Provided material start

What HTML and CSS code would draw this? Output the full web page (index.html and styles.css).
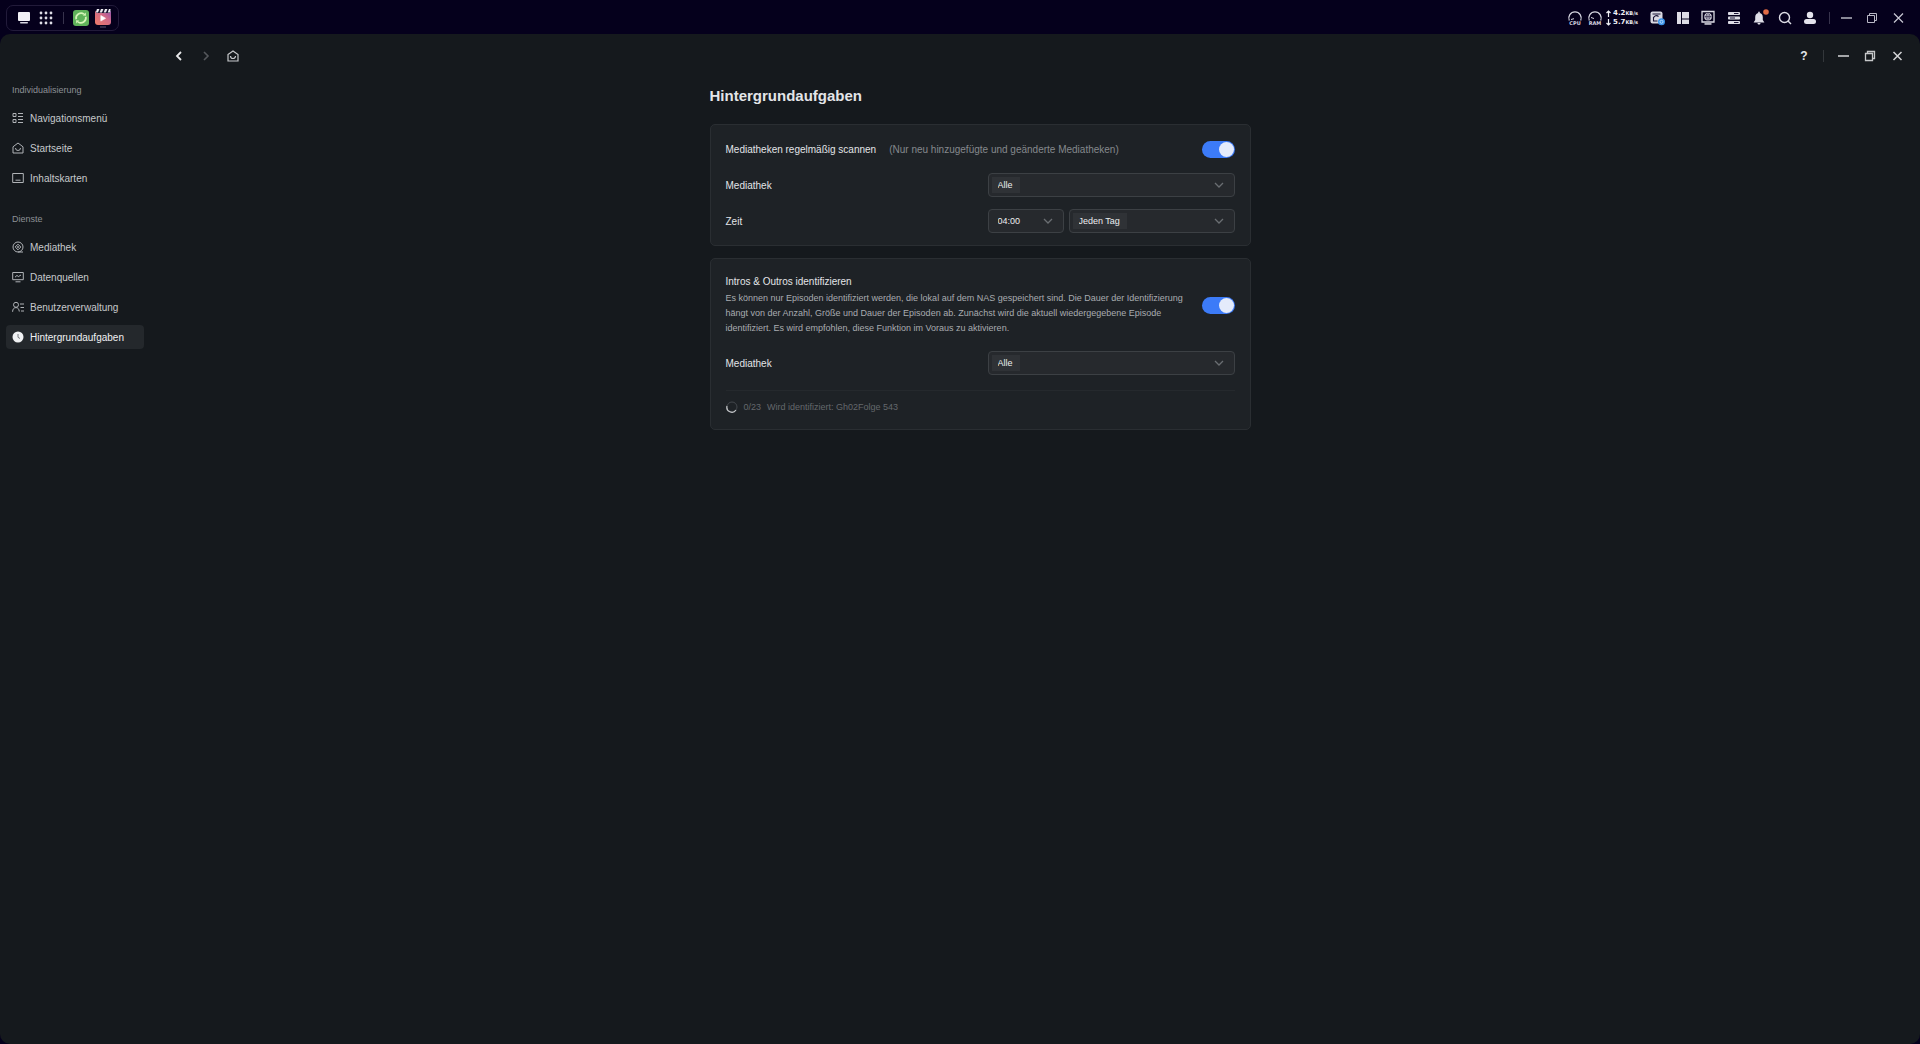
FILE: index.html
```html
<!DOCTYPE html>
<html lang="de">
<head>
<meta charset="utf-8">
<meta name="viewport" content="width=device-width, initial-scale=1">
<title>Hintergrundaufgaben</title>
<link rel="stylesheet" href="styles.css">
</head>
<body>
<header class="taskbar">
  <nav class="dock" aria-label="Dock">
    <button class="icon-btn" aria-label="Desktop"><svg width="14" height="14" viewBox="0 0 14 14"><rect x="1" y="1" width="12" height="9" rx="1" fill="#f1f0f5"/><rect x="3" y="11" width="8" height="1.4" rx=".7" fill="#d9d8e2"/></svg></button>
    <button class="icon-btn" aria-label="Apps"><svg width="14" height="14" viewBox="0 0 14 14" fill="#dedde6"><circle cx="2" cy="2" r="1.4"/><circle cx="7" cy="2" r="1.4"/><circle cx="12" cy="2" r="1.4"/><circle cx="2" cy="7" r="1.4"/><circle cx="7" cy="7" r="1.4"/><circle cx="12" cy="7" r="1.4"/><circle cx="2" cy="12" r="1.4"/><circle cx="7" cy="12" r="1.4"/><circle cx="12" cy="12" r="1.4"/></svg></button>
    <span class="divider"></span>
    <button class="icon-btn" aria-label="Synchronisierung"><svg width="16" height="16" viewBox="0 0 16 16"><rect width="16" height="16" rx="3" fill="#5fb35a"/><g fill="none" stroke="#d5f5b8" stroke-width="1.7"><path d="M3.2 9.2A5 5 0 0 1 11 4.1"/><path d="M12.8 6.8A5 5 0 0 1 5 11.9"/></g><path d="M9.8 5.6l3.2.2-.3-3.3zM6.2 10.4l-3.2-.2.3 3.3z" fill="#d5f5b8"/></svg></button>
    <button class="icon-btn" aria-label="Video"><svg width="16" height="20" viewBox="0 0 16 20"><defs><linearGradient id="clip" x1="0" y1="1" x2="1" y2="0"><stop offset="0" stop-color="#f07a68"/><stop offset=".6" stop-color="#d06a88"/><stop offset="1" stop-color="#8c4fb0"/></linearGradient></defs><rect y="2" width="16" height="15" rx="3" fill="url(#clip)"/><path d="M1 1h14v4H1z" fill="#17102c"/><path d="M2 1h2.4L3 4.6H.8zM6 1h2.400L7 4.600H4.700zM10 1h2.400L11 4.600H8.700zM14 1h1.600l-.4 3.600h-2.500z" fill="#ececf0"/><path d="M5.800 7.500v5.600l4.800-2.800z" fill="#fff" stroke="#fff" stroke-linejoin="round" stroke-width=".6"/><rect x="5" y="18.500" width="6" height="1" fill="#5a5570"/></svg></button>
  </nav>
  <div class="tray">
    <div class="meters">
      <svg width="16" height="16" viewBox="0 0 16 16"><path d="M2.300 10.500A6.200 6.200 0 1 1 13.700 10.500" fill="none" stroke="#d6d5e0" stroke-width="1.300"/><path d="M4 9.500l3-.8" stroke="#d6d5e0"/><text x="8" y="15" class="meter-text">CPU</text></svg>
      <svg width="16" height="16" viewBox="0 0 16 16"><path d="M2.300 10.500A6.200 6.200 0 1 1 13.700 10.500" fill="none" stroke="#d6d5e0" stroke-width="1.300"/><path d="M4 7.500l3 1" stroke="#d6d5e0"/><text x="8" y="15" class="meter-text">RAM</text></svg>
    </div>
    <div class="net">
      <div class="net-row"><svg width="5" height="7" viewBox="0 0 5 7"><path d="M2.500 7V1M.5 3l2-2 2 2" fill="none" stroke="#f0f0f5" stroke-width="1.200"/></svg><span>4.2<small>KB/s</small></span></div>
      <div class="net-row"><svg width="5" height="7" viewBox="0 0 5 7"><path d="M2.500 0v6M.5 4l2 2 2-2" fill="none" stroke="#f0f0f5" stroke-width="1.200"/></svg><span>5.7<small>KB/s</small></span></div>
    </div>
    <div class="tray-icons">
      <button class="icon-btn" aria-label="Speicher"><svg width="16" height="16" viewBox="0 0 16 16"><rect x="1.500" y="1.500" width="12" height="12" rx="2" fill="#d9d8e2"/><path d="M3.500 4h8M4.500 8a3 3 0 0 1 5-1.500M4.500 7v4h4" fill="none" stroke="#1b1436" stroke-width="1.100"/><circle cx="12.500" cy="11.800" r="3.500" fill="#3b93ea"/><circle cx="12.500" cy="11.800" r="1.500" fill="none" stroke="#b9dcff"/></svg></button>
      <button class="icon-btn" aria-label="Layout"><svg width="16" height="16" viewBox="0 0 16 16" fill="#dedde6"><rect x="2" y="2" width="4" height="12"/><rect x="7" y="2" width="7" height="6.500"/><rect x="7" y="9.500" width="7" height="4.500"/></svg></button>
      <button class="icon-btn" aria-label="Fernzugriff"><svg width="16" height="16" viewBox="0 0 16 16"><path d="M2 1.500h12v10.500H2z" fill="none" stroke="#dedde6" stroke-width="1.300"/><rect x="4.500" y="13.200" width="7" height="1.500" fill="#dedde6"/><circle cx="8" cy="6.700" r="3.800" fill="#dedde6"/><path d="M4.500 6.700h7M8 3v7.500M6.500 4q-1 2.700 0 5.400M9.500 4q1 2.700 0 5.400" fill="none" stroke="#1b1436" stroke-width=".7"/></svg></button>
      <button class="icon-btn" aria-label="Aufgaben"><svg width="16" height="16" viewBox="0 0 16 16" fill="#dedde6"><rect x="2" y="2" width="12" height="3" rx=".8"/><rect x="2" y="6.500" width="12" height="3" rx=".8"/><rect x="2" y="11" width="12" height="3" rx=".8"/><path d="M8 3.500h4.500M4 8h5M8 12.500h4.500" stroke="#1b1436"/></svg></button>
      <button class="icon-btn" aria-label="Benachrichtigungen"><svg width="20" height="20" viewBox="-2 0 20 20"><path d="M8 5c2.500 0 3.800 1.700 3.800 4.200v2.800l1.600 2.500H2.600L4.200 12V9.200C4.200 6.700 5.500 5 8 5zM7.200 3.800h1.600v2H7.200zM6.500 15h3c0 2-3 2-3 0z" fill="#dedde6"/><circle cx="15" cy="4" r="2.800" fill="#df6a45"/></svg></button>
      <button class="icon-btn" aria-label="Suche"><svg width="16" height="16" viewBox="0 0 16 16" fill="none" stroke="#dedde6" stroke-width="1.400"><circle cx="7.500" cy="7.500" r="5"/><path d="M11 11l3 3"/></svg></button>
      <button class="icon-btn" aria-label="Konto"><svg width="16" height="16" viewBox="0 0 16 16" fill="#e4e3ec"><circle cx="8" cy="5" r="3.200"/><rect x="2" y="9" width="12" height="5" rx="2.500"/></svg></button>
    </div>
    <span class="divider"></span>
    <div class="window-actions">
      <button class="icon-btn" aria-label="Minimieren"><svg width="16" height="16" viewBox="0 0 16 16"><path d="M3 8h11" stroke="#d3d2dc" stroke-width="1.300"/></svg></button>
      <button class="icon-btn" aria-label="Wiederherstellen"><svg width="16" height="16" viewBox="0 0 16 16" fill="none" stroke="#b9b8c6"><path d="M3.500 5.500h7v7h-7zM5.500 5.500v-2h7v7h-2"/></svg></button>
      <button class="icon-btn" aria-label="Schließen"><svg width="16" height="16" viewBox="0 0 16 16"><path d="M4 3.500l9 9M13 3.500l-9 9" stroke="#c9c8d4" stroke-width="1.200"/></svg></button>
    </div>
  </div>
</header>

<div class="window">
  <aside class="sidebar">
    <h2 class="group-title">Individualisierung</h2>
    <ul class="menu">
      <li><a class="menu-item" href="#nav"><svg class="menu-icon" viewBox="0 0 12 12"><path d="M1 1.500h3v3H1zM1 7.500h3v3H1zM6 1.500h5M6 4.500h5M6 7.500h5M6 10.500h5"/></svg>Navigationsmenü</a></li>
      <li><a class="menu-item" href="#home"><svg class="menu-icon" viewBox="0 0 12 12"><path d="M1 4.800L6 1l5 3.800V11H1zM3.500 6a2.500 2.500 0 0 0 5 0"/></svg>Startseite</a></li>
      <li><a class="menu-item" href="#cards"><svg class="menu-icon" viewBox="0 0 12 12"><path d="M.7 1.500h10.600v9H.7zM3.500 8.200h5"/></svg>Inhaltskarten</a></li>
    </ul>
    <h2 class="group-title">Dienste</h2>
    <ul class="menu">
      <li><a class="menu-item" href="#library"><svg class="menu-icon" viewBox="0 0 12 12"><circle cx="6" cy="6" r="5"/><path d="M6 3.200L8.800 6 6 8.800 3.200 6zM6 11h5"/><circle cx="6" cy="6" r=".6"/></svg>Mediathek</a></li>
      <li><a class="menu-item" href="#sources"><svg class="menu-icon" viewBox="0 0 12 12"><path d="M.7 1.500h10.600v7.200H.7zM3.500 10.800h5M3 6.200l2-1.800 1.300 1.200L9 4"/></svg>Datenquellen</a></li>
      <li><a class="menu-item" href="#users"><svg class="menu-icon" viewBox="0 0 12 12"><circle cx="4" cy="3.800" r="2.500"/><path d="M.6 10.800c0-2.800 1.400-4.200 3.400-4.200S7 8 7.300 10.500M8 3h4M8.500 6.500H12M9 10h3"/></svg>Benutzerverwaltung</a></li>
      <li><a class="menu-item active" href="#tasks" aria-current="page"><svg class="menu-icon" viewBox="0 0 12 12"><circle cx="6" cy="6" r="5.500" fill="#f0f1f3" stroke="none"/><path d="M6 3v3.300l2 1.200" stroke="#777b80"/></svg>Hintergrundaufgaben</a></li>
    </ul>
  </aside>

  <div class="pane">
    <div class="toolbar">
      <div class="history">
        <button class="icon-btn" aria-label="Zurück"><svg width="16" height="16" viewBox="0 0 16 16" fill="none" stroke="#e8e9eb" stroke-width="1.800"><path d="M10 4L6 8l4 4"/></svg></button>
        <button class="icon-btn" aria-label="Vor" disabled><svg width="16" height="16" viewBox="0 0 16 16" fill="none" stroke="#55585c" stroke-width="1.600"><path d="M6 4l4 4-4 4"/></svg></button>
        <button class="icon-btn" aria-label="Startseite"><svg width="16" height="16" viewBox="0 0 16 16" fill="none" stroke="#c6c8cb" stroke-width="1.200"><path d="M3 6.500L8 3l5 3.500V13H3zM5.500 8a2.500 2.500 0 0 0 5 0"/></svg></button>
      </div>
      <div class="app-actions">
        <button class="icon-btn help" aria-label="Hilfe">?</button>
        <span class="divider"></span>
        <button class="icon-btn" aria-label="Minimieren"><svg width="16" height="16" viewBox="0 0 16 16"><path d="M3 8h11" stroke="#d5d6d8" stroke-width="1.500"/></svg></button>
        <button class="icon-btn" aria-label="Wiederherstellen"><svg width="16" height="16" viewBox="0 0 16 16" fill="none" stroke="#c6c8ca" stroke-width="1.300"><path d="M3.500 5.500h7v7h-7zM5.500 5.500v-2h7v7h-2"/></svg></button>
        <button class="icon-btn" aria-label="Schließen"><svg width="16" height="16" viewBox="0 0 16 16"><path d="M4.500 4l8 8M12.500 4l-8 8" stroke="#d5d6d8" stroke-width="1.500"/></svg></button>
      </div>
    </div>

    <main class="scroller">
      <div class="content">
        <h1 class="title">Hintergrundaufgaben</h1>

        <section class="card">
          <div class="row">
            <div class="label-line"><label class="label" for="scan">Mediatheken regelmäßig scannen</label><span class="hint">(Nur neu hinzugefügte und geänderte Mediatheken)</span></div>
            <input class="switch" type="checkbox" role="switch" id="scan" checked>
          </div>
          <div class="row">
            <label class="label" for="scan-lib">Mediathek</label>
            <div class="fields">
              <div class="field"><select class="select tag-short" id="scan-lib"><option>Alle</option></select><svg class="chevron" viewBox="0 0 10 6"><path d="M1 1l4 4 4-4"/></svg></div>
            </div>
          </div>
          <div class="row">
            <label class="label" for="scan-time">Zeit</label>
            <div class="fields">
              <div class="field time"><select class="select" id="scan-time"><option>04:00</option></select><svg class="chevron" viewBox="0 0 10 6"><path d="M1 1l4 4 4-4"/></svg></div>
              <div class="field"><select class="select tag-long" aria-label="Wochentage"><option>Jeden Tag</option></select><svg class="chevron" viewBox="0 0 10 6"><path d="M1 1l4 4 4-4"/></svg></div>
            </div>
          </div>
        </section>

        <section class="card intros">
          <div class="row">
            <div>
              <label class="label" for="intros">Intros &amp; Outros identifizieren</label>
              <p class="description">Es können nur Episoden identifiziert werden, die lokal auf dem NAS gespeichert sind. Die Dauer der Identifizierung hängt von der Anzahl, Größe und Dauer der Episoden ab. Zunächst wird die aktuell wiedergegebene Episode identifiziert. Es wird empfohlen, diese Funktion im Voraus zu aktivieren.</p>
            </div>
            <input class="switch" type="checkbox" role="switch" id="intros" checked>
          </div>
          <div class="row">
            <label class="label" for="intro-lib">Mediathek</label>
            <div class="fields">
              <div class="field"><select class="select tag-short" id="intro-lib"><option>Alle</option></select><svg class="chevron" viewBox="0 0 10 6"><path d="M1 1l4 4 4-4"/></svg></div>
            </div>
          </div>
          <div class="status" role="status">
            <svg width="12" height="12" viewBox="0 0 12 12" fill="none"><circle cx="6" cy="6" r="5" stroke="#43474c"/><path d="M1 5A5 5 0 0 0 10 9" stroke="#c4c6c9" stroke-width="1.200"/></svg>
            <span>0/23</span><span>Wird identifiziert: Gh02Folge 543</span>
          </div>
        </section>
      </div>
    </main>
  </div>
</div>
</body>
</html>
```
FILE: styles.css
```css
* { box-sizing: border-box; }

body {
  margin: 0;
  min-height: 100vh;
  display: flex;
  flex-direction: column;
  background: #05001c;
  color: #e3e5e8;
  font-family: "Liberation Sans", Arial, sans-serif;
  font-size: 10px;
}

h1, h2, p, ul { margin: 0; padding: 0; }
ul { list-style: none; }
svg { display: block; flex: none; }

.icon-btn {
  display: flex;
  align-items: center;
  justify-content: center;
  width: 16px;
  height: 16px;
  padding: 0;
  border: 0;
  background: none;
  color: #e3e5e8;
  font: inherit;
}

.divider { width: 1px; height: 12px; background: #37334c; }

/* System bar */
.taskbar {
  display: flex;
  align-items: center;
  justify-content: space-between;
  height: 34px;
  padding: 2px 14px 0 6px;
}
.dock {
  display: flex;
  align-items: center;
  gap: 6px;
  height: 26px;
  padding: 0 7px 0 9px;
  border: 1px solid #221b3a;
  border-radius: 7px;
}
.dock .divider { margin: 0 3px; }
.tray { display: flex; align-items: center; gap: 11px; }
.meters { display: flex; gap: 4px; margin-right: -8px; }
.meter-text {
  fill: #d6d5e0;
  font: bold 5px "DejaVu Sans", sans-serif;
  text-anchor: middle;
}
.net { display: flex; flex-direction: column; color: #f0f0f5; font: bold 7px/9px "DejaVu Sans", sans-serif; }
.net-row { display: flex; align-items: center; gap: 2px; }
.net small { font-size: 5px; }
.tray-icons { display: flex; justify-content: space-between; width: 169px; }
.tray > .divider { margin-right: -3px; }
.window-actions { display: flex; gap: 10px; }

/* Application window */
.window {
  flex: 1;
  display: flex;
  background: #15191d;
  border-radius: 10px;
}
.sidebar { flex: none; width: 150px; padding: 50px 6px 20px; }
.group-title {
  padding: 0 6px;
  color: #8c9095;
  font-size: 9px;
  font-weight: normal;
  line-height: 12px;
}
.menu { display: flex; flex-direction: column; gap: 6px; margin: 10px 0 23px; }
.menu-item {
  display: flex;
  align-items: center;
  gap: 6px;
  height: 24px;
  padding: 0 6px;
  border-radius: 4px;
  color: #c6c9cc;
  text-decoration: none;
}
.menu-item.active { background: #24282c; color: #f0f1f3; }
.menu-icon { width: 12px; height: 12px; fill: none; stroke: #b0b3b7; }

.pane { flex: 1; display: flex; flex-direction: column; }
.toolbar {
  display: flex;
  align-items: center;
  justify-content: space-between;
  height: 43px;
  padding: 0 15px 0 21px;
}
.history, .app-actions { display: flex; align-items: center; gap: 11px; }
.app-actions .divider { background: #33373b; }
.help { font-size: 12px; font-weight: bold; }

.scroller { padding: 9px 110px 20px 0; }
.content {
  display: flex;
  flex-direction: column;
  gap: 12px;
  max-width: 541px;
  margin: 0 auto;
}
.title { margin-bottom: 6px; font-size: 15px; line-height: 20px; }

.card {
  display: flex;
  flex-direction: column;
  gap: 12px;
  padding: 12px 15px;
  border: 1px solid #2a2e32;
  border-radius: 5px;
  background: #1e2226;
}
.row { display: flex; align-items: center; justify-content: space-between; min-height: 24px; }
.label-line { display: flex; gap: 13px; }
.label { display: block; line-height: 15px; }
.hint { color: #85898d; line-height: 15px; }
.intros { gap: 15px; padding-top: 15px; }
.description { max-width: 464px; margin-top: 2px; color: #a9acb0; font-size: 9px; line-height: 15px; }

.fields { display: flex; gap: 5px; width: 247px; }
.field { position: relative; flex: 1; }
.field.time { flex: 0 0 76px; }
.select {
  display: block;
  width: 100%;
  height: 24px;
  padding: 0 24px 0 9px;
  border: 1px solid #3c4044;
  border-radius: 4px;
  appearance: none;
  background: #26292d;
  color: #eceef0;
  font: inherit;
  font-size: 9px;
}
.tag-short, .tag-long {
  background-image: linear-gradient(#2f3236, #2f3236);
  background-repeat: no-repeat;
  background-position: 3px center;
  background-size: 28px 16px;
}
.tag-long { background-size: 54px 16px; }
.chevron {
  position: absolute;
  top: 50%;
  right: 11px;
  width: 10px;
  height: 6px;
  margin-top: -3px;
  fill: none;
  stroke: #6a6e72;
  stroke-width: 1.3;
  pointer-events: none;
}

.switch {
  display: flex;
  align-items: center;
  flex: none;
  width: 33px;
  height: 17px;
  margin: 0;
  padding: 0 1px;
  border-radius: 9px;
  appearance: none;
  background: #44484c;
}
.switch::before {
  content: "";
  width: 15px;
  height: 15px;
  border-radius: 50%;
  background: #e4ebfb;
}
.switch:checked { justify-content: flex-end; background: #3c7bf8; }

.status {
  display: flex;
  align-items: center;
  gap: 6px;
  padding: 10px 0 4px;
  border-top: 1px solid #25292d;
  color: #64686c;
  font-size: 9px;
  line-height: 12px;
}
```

Provided material end

= Task directions =
Only a number is wanted: how many lines of the material above hold "page"?

= Expected answer =
2